Original Post: Bliki: ReproducibleBuild
Feed Title: Martin Fowler's Bliki
Feed URL: http://martinfowler.com/feed.atom
Feed Description: A cross between a blog and wiki of my partly-formed ideas on software development
One of the prevailing assumptions that fans of Continuous
Integration have is that builds should be
reproducible. By this we mean that at any point you should be able
to take some older version of the system that you are working on and
build it from source in exactly the same way as you did then.
This isn't called out as a key practices in the sources I usually
refer to on the build process. I think that's because it's an
underlying assumption - one that's considered so obvious there's no
need to explain it.
One of the driving reasons to have reproducible builds is to
ensure we can deal with problems in past releases that are still
used. If we release software to a customer a year ago, and they now
report a serious bug with it, it's important to be able to recreate
that software so that we can deliver a fix.

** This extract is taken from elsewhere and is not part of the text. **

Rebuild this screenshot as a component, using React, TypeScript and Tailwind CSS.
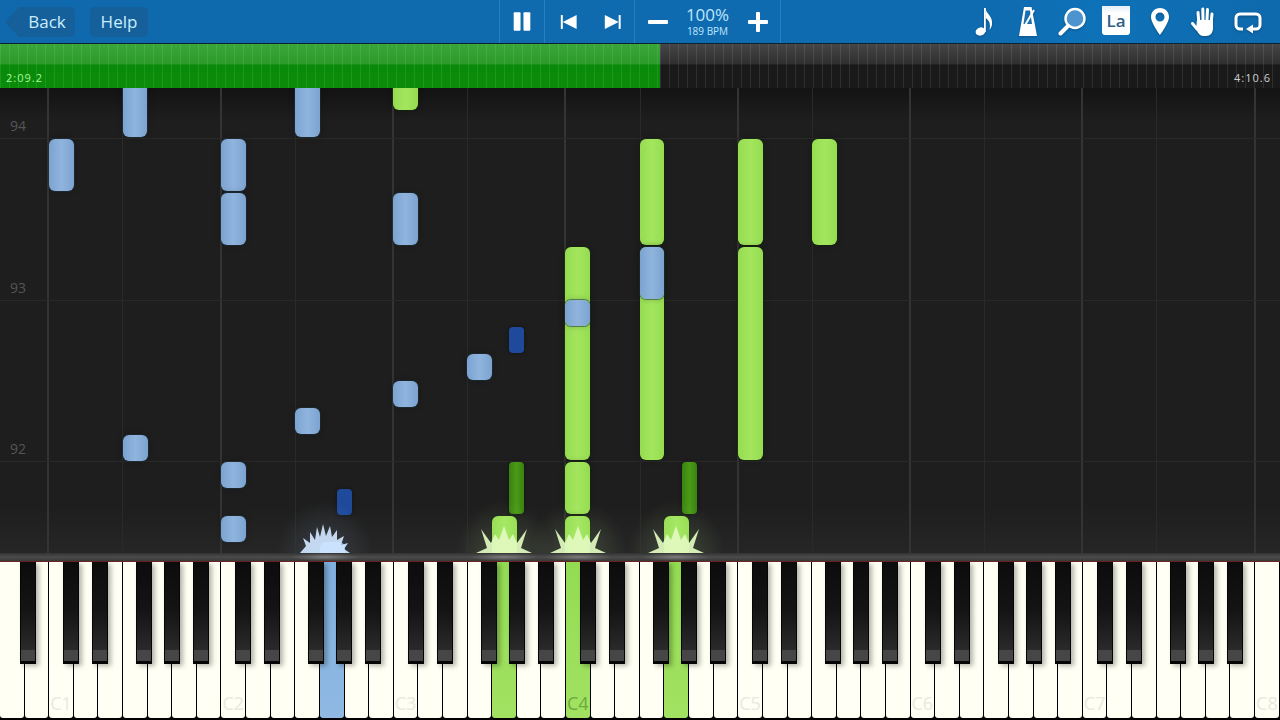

But let's assume a case where you're releasing software every
week to a hosted environment. Let's also assume you have a solid Continuous
Delivery process and are thus confident that you promulgate bug
fix by either waiting until the next release or(if really critical)
doing an early release. Do you then still need reproducible
builds?
In a scenario where you: receive a bug report, reproduce the bug
on head, fix it on head and either wait or immediately release -
then you don't. But there are cases when it's still very handy to
have reproducible builds.
What happens when you get a bug report and you can't reproduce
it. Do you just declare it fixed and move in? I wouldn't be happy
with that response. Firstly I'd want to be sure I really understood
the bug - so I'd want to check out the released version of the
software, build it, and ensure I could then reproduce it. To
be confident in reproducing the bug, I'd need to reproduce the
build. Furthermore even if I'm confident that the bug got fixed en
passant during recent development, I'd still argue that there's
at least one test missing. I'd want to write that test and verify
that it passes now and fails against the released build.
Another case is a regression. A customer contacts you and says
there's a bug now that wasn't there before. Such bugs can hide a
long time before they wake up and wave their feelers at you. Maybe
it only occurs when the first of the month falls on a Monday. Either
way you now have software that you think worked two months ago but
now has a bug.
Here having reproducible builds gives you the ability to use
DiffDebugging. Your customer is pretty sure that you
didn't have this problem two months ago, that was build 20000,
you're now on build 28000. So you check out build 20000 and look to
see if the bug is there. It isn't so you try build 24000, not there
either, so next is 26000. Before long you know the bug first
appeared with revision 26543 (modern version control systems havefeatures
to help you do this). Now you look at the diffs between revision
26543 and its parent - often this approach makes it much easier to
find a bug.